* [Data shown]:
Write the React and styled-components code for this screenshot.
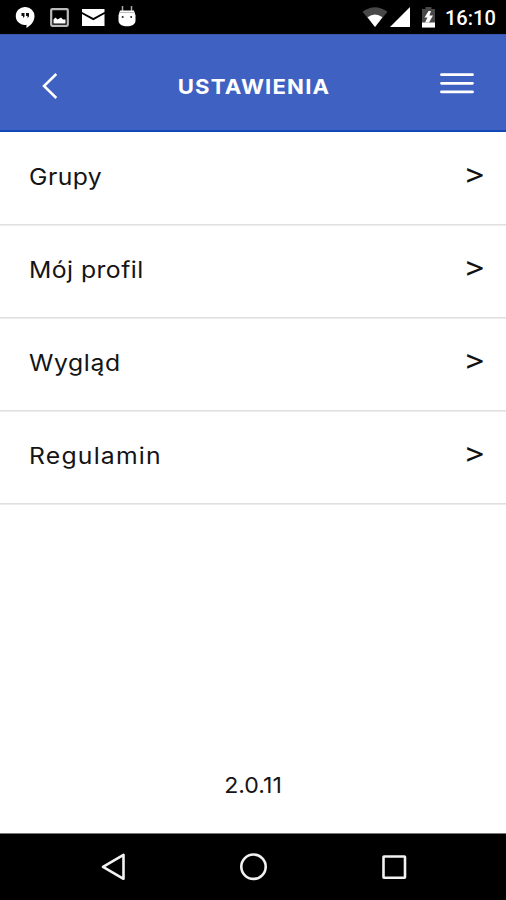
import React from "react";
import styled, { createGlobalStyle } from "styled-components";

const GlobalStyle = createGlobalStyle`
  * { box-sizing: border-box; }
  body { margin: 0; background: #fff; }
`;

const Screen = styled.div`
  width: 506px;
  height: 900px;
  display: flex;
  flex-direction: column;
  overflow: hidden;
  background: #fff;
  color: #141414;
  font-family: Inter, "Open Sans", sans-serif;
`;

const StatusBar = styled.div`
  flex: none;
  height: 34px;
  display: flex;
  justify-content: space-between;
  background: #000;
  color: #fff;
`;

const StatusIcons = styled.svg`
  display: block;
  height: 34px;
  width: ${(p) => p.$width}px;
`;

const StatusRight = styled.div`
  display: flex;
`;

const Clock = styled.span`
  width: 61px;
  font: 500 20px/36px Roboto, sans-serif;
  letter-spacing: 0;
  white-space: nowrap;
`;

const Header = styled.header`
  flex: none;
  height: 98px;
  display: grid;
  grid-template-columns: 100px 1fr 100px;
  align-items: center;
  background: #3f62c2;
  border-top: 1px solid #3858b0;
  border-bottom: 2px solid #1149b8;
`;

const HeaderButton = styled.button`
  height: 95px;
  padding: 0;
  border: 0;
  background: none;
  svg { display: block; }
`;

const Title = styled.h1`
  margin: 8px 0 0 2px;
  text-align: center;
  font-size: 20.5px;
  line-height: 28px;
  font-weight: 700;
  letter-spacing: 1.1px;
  color: #fff;
  transform: scaleX(1.08);
`;

const List = styled.ul`
  flex: none;
  margin: 0;
  padding: 0;
  list-style: none;
`;

const Row = styled.li`
  height: 93px;
  display: flex;
  align-items: center;
  justify-content: space-between;
  padding: 0 20px 4px 29px;
  box-shadow: inset 0 -1px #e0e0e0, 0 1px #ececec;
`;

const Label = styled.span`
  font-size: 22.5px;
  line-height: 30px;
  letter-spacing: ${(p) => p.$tracking}px;
  transform: scaleX(1.1);
  transform-origin: left;
`;

const Arrow = styled.span`
  margin-bottom: 5px;
  font-size: 28px;
  line-height: 30px;
  color: #111;
  transform: scaleX(1.2);
  transform-origin: right;
`;

const Version = styled.footer`
  flex: 1;
  display: flex;
  align-items: flex-end;
  justify-content: center;
  padding-bottom: 33px;
  font-size: 22px;
  line-height: 30px;
  transform: scaleX(1.05);
`;

const NavBar = styled.nav`
  flex: none;
  height: 67px;
  background: #000;
  border-top: 1px solid #777;
  svg { display: block; }
`;

const items = [
  { label: "Grupy", tracking: 0.4 },
  { label: "Mój profil", tracking: 0.4 },
  { label: "Wygląd", tracking: 0.55 },
  { label: "Regulamin", tracking: 1.1 },
];

export default function App() {
  return (
    <Screen>
      <GlobalStyle />
      <StatusBar>
        <StatusIcons $width={150} viewBox="0 0 150 34">
          <path d="M25.500 7a9 9 0 0 1 9 9c0 5-3 9-8 12v-3.200A9 9 0 1 1 25.500 7Z" fill="#fff" />
          <path d="M21.500 13h3v3.500l-1.500 1.500v-2h-1.500zM26 13h3v3.500L27.500 18v-2H26z" fill="#111" />
          <rect x="51.200" y="9.200" width="16.600" height="16.600" rx="1" fill="none" stroke="#bbb" strokeWidth="2.200" />
          <path d="M53.500 23.500v-4l2-2 2 2 3.500-2 2 2h2.500v4z" fill="#fff" />
          <path d="M82 9h22.500v3l-11.200 6L82 12z" fill="#fff" />
          <path d="M82 14l11.300 6.200L104.500 14v12H82z" fill="#fff" />
          <path d="M122.500 6v6M131.500 6v6" stroke="#aaa" strokeWidth="1.500" />
          <path d="M120 10.500h14l1.500 5v5c0 4-4 5.800-8.500 5.800s-8.500-1.800-8.500-5.800v-5z" fill="#fff" />
          <path d="M119.500 12.500h15" stroke="#bbb" strokeWidth="1" />
          <circle cx="122.700" cy="17" r="1" fill="#222" />
          <circle cx="131.200" cy="17" r="1" fill="#222" />
        </StatusIcons>
        <StatusRight>
          <StatusIcons $width={85} viewBox="360 0 85 34">
            <path d="M362.500 11.800Q375 2.500 387.500 11.800L375 27z" fill="#484848" />
            <path d="M367.500 17.200Q375 11.800 382.500 17.200L375 27z" fill="#fff" />
            <path d="M390 27L410 7v20z" fill="#fff" />
            <path d="M422 9h3.500V7h6v2h3.500v18.500h-13z" fill="#494949" />
            <path d="M422 22.500h13v5h-13z" fill="#fff" />
            <path d="M428.500 11l-4 6.500h3l-2.500 5h4l4-7h-3.500l1.500-4.500z" fill="#fff" />
          </StatusIcons>
          <Clock>16:10</Clock>
        </StatusRight>
      </StatusBar>
      <Header>
        <HeaderButton aria-label="Wstecz">
          <svg width="100" height="95" viewBox="0 35 100 95">
            <path d="M56.300 74L44 86l12.300 12" fill="none" stroke="#fff" strokeWidth="2.500" />
          </svg>
        </HeaderButton>
        <Title>USTAWIENIA</Title>
        <HeaderButton aria-label="Menu">
          <svg width="100" height="95" viewBox="406 35 100 95">
            <path d="M441.500 74.700h31M441.500 83.300h31M441.500 91.900h31" stroke="#fff" strokeWidth="2.800" strokeLinecap="round" />
          </svg>
        </HeaderButton>
      </Header>
      <List>
        {items.map((item) => (
          <Row key={item.label}>
            <Label $tracking={item.tracking}>{item.label}</Label>
            <Arrow>&gt;</Arrow>
          </Row>
        ))}
      </List>
      <Version>2.0.11</Version>
      <NavBar>
        <svg width="506" height="66" viewBox="0 834 506 66" fill="none" stroke="#f2f2f2" strokeWidth="2.600">
          <path d="M103 866.800L123.500 854.800v24z" strokeLinejoin="round" />
          <circle cx="253.500" cy="866.700" r="12.200" />
          <rect x="383.500" y="856.500" width="21.500" height="21.300" rx="0.500" />
        </svg>
      </NavBar>
    </Screen>
  );
}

* [Task goal]: Every line above that contains the word "React" should be reported.

* [Task output]:
Write the React and styled-components code for this screenshot.
import React from "react";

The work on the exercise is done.